Hub Arkush: Bears need to stay healthy vs. playoff-hungry Vikings
There are countless reasons Sunday's meeting between the Bears and Minnesota Vikings at U.S. Bank Stadium is impossible to predict.
The Bears are playing for the slimmest of hopes of improving their position in the impending playoffs, for pride and to try and stay well-tuned but healthy.
The Vikings are playing for their playoff lives and their futures.
No matter how committed Bears coach Matt Nagy is to playing to win, it is unlikely he or his players will be as willing to compete on the razor's edge as the Vikings.
Yes, Minnesota is 8-6-1, but the tie is with a Packers team the Bears split with, and five of those losses are to the playoff-bound Rams, Bears, Saints, Patriots and Seahawks, respectively, with three by one score and four of them on the road.
The Vikings are 5-2 at home, and their defense has given up 23.3 points per game on the road and 16 points per game at home.
Three of the Bears' four losses are to losing teams - Green Bay, Miami and the Giants - and they are only 4-3 on the road, where two of those wins were squeakers over the lowly Cardinals and 49ers.
The Bears have been the better team these past 16 weeks, but these are not the same Vikings the Bears beat six weeks ago much more convincingly than the 25-20 score suggests.
Entering that game, RB Dalvin Cook had played in just four of the Vikings' first nine contests because of a balky hamstring, rushing only 46 times for 187 yards.
DE Everson Griffen also missed five of the Vikes' first nine games with personal issues and was ineffective.
Most notably, offensive coordinator John DeFilippo was still struggling to find his own version of Matt Nagy's RPO-based offense learned under Doug Pederson and Andy Reid before being fired three weeks ago.
With quarterbacks coach Kevin Stefanski now the interim coordinator and playcaller, and head coach Mike Zimmer more involved in the offense, the Vikings have been a different team the last two games.
The biggest change is that while they averaged 40.3 passes and 21.1 rushes per game in their first 13 games, with Stefanski calling plays they've averaged 34 rushes and 24.5 passes the last two weeks.
Of course that was fine in their two wins over the Dolphins' 31st ranked run 'D' and the Lions - who are 15th - but it could be a recipe for disaster against the Bears' No. 2-ranked run defense, which limited them to 22 yards on 14 carries (1.6 YPC) in Chicago.
It gets better. In many respects these teams are near mirror images of each other.

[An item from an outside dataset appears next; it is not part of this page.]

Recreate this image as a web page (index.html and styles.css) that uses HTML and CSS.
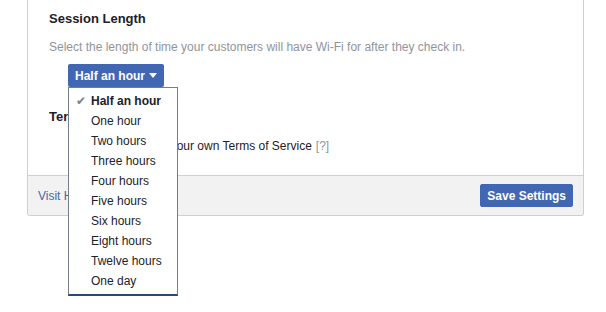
FILE: index.html
```html
<!DOCTYPE html>
<html lang="en">
<head>
  <meta charset="UTF-8">
  <title>Wi-Fi Settings</title>
  <link rel="stylesheet" href="styles.css">
</head>
<body>
  <div class="panel">
    <div class="panel-body">
      <h3>Session Length</h3>
      <p class="hint">Select the length of time your customers will have Wi-Fi for after they check in.</p>

      <div class="select">
        <button class="select-btn">Half an hour <span class="caret"></span></button>
        <ul class="menu">
          <li class="checked">Half an hour</li>
          <li>One hour</li>
          <li>Two hours</li>
          <li>Three hours</li>
          <li>Four hours</li>
          <li>Five hours</li>
          <li>Six hours</li>
          <li>Eight hours</li>
          <li>Twelve hours</li>
          <li>One day</li>
        </ul>
      </div>

      <h3 class="terms-title">Terms of Service</h3>
      <label class="option">
        <input type="checkbox">
        <span>Use your own Terms of Service</span>
        <span class="help">[?]</span>
      </label>
    </div>

    <div class="panel-footer">
      <a href="#">Visit Help Center</a>
      <button class="save-btn">Save Settings</button>
    </div>
  </div>
</body>
</html>
```

FILE: styles.css
```css
html {
  height: 100%;
}

body {
  margin: 0;
  min-height: 100%;
  font-family: "Liberation Sans", Arial, sans-serif;
  font-size: 12px;
  color: #1d2129;
  background: #fff;
}

.panel {
  width: 555px;
  margin-left: 27px;
  border: 1px solid #ccd0d5;
  border-top: none;
  border-radius: 0 0 3px 3px;
}

.panel-body {
  padding: 10px 21px 21px;
}

.panel-body h3 {
  margin: 0;
  font-size: 13px;
  line-height: 18px;
}

.hint {
  margin: 11px 0 9px;
  line-height: 16px;
  color: #90949c;
}

.select {
  position: relative;
  margin-left: 19px;
}

.select-btn {
  height: 23px;
  padding: 0 7px;
  border: none;
  border-radius: 2px;
  background: #4267b2;
  color: #fff;
  font-family: inherit;
  font-size: 12px;
  font-weight: bold;
}

.caret {
  display: inline-block;
  margin-left: 1px;
  vertical-align: 2px;
  border-left: 4px solid transparent;
  border-right: 4px solid transparent;
  border-top: 5px solid #fff;
}

.menu {
  position: absolute;
  top: 23px;
  left: 0;
  width: 108px;
  margin: 0;
  padding: 3px 0 3px;
  list-style: none;
  background: #fff;
  border: 1px solid #777d88;
  border-bottom: 2px solid #29487d;
  z-index: 2;
}

.menu li {
  position: relative;
  height: 20px;
  line-height: 20px;
  padding-left: 22px;
}

.menu li.checked {
  font-weight: bold;
}

.menu li.checked::before {
  content: "\2714";
  position: absolute;
  left: 7px;
  font-size: 12px;
  color: #7f7f7f;
  font-family: "DejaVu Sans", sans-serif;
}

.terms-title {
  margin-top: 21px !important;
}

.option {
  display: flex;
  align-items: center;
  gap: 6px;
  margin: 12px 0 0 78px;
  line-height: 16px;
}

.option input {
  margin: 0;
}

.help {
  color: #90949c;
  margin-left: -2px;
}

.panel-footer {
  display: flex;
  align-items: center;
  justify-content: space-between;
  padding: 8px 10px;
  background: #f2f2f2;
  border-top: 1px solid #ccd0d5;
  border-radius: 0 0 3px 3px;
}

.panel-footer a {
  color: #4b67a1;
  text-decoration: none;
}

.save-btn {
  height: 23px;
  padding: 0 6px;
  border: 1px solid #4267b2;
  border-radius: 2px;
  background: #4267b2;
  color: #fff;
  font-family: inherit;
  font-size: 12px;
  font-weight: bold;
}
```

Kirk Cousins, the most expensive player in the game today, has put up huge numbers in recent seasons but failed to deliver in most big games and was horrible in the loss to the Bears.

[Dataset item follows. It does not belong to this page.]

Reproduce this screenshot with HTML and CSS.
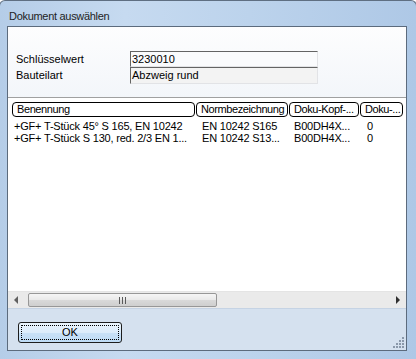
FILE: index.html
```html
<!DOCTYPE html>
<html lang="de">
<head>
    <meta charset="UTF-8">
    <title>Dokument auswählen</title>
    <link rel="stylesheet" href="styles.css">
</head>
<body>
    <div class="window">
        <div class="titlebar">Dokument auswählen</div>
        <div class="client">
            <div class="keys">
                <label>Schlüsselwert</label>
                <div class="field">3230010</div>
                <label>Bauteilart</label>
                <div class="field readonly">Abzweig rund</div>
            </div>

            <div class="list">
                <div class="header">
                    <div class="col c1"><span class="head">Benennung</span></div>
                    <div class="col c2"><span class="head">Normbezeichnung</span></div>
                    <div class="col c3"><span class="head">Doku-Kopf-...</span></div>
                    <div class="col c4"><span class="head">Doku-...</span></div>
                </div>
                <div class="rows">
                    <div class="row">
                        <div class="col c1">+GF+ T-Stück 45° S 165, EN 10242</div>
                        <div class="col c2">EN 10242 S165</div>
                        <div class="col c3">B00DH4X...</div>
                        <div class="col c4">0</div>
                    </div>
                    <div class="row">
                        <div class="col c1">+GF+ T-Stück S 130, red. 2/3 EN 1...</div>
                        <div class="col c2">EN 10242 S13...</div>
                        <div class="col c3">B00DH4X...</div>
                        <div class="col c4">0</div>
                    </div>
                </div>
                <div class="hscroll">
                    <div class="arrow left"></div>
                    <div class="track">
                        <div class="thumb"><span class="grip"></span></div>
                    </div>
                    <div class="arrow right"></div>
                </div>
            </div>

            <div class="footer">
                <button class="ok"><span class="focus">OK</span></button>
                <svg class="sizegrip" width="12" height="12" viewBox="0 0 12 12">
                    <g fill="#8a98aa">
                        <rect x="9" y="0" width="2" height="2"/>
                        <rect x="6" y="3" width="2" height="2"/>
                        <rect x="9" y="3" width="2" height="2"/>
                        <rect x="3" y="6" width="2" height="2"/>
                        <rect x="6" y="6" width="2" height="2"/>
                        <rect x="9" y="6" width="2" height="2"/>
                        <rect x="0" y="9" width="2" height="2"/>
                        <rect x="3" y="9" width="2" height="2"/>
                        <rect x="6" y="9" width="2" height="2"/>
                        <rect x="9" y="9" width="2" height="2"/>
                    </g>
                </svg>
            </div>
        </div>
    </div>
</body>
</html>
```

FILE: styles.css
```css
html, body {
    margin: 0;
    padding: 0;
}
body {
    width: 416px;
    height: 359px;
    overflow: hidden;
    background: #ffffff;
    font-family: 'Liberation Sans', Arial, sans-serif;
    font-size: 11px;
    color: #000;
}
.window {
    box-sizing: border-box;
    width: 418px;
    height: 359px;
    margin-left: -1px;
    display: flex;
    flex-direction: column;
    padding: 0 9px 8px 7px;
    background: linear-gradient(90deg, #b5cde8 0%, #c6daf0 30%, #bcd3ec 60%, #aec8e6 100%);
    border: 1px solid #5f6f82;
    border-bottom: none;
    border-radius: 6px 6px 0 0;
}
.titlebar {
    height: 25px;
    box-sizing: border-box;
    padding: 8px 0 0 2px;
    line-height: 14px;
    font-size: 11px;
    letter-spacing: -0.3px;
    color: #1e1e1e;
    flex-shrink: 0;
}
.client {
    flex: 1;
    display: flex;
    flex-direction: column;
    border: 1px solid #5c6b7d;
    background: #fff;
    min-height: 0;
}
.keys {
    height: 70px;
    box-sizing: border-box;
    padding: 24px 0 0 8px;
    display: grid;
    grid-template-columns: 114px 188px;
    grid-auto-rows: 16px;
    align-items: center;
    background: linear-gradient(180deg, #fdfdfe 0%, #f3f6fa 100%);
}
.field {
    box-sizing: border-box;
    height: 16px;
    line-height: 14px;
    padding-left: 1px;
    border: 1px solid #e2e3e6;
    border-top-color: #646464;
    border-left-color: #646464;
    background: #fafbfd;
}
.field.readonly {
    height: 17px;
    background: #f3f3f3;
}
.list {
    flex: 1;
    display: flex;
    flex-direction: column;
    border-top: 1px solid #a0a0a0;
    background: #fff;
    min-height: 0;
}
.header, .row {
    display: flex;
    padding-left: 3px;
}
.header {
    padding-left: 4px;
    margin-top: 4px;
    height: 15px;
}
.col {
    flex-shrink: 0;
    white-space: nowrap;
    overflow: hidden;
    box-sizing: border-box;
}
.c1 { width: 185px; }
.c2 { width: 93px; }
.c3 { width: 71px; }
.c4 { width: 44px; }
.header .c1 { width: 184px; }
.header .col {
    padding-right: 1px;
}
.head {
    display: block;
    box-sizing: border-box;
    height: 15px;
    line-height: 13px;
    padding-left: 4px;
    border: 1px solid #000;
    border-radius: 4px;
    background: #fff;
    letter-spacing: -0.4px;
}
.rows {
    flex: 1;
    padding-top: 3px;
}
.row {
    height: 12px;
    line-height: 12px;
    letter-spacing: -0.2px;
}
.row .c1 { padding-left: 3px; }
.row .c2 { padding-left: 6px; }
.row .c3 { padding-left: 5px; }
.row .c4 { padding-left: 7px; }
.hscroll {
    height: 16px;
    display: flex;
    align-items: center;
    background: #eaeaea;
    border-top: 1px solid #e4e4e4;
    flex-shrink: 0;
}
.arrow {
    width: 19px;
    height: 16px;
    position: relative;
    flex-shrink: 0;
}
.arrow::after {
    content: '';
    position: absolute;
    top: 4px;
    border-top: 4px solid transparent;
    border-bottom: 4px solid transparent;
}
.arrow.left::after {
    left: 6px;
    border-right: 4px solid #606060;
}
.arrow.right::after {
    left: 9px;
    border-left: 4px solid #303030;
}
.track {
    flex: 1;
    height: 14px;
}
.thumb {
    box-sizing: border-box;
    width: 189px;
    height: 14px;
    margin-left: 1px;
    border: 1px solid #979797;
    border-radius: 2px;
    background: linear-gradient(180deg, #f5f5f5 0%, #e9e9e9 50%, #d9d9d9 51%, #cfcfcf 100%);
    display: flex;
    align-items: center;
    justify-content: center;
}
.grip {
    width: 7px;
    height: 7px;
    background: repeating-linear-gradient(90deg, #5a5a5a 0 1px, transparent 1px 3px);
}
.footer {
    height: 42px;
    flex-shrink: 0;
    position: relative;
    background: #d5e1ef;
    border-top: 1px solid #c5d3e4;
    box-sizing: border-box;
}
.ok {
    margin: 13px 0 0 10px;
    width: 104px;
    height: 21px;
    padding: 2px;
    border: 1px solid #1d1d1d;
    border-radius: 3px;
    background: linear-gradient(180deg, #eaf4fc 0%, #dcecfb 50%, #c9e1f7 51%, #bedbf5 100%);
    font-family: 'Liberation Sans', Arial, sans-serif;
    font-size: 11px;
    color: #000;
    display: flex;
}
.ok .focus {
    flex: 1;
    border: 1px dotted #000;
    border-radius: 1px;
    line-height: 13px;
    text-align: center;
}
.sizegrip {
    position: absolute;
    right: 1px;
    bottom: 1px;
}
```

Mitch Trubisky is lacking in big-game experience, had one of his weakest games of the year against the Vikings in Chicago and how he will play is an unknown.
Both teams' ground games have solid potential but have been underused and erratic.
The Vikings' top three receivers - Adam Thielen, Stefon Diggs and Kyle Rudolph - rate an edge over the Bears' best, but Chicago's group is much deeper and more versatile.
Both offensive lines are average at best and have struggled at times this season, the Vikings a bit more than the Bears.
Minnesota and Chicago boast two of the best defensive lines in football, with the Vikings offering more star power, and both secondaries are loaded with Pro Bowlers, although the Bears' been a bit better this year.
The one clear edge goes to the Bears at linebacker. Not that Minnesota's are bad, but the Bears' have been great of late, and both special teams units are explosive but problematic.
If the Bears can match the Vikings' intensity, the win Sunday will almost certainly go to the team that runs the ball better, takes better care of it and the quarterback who best handles the other club's pressure.
Hopefully it will be a good one because the odds suggest we'll be doing this all over again a week from Sunday in Chicago.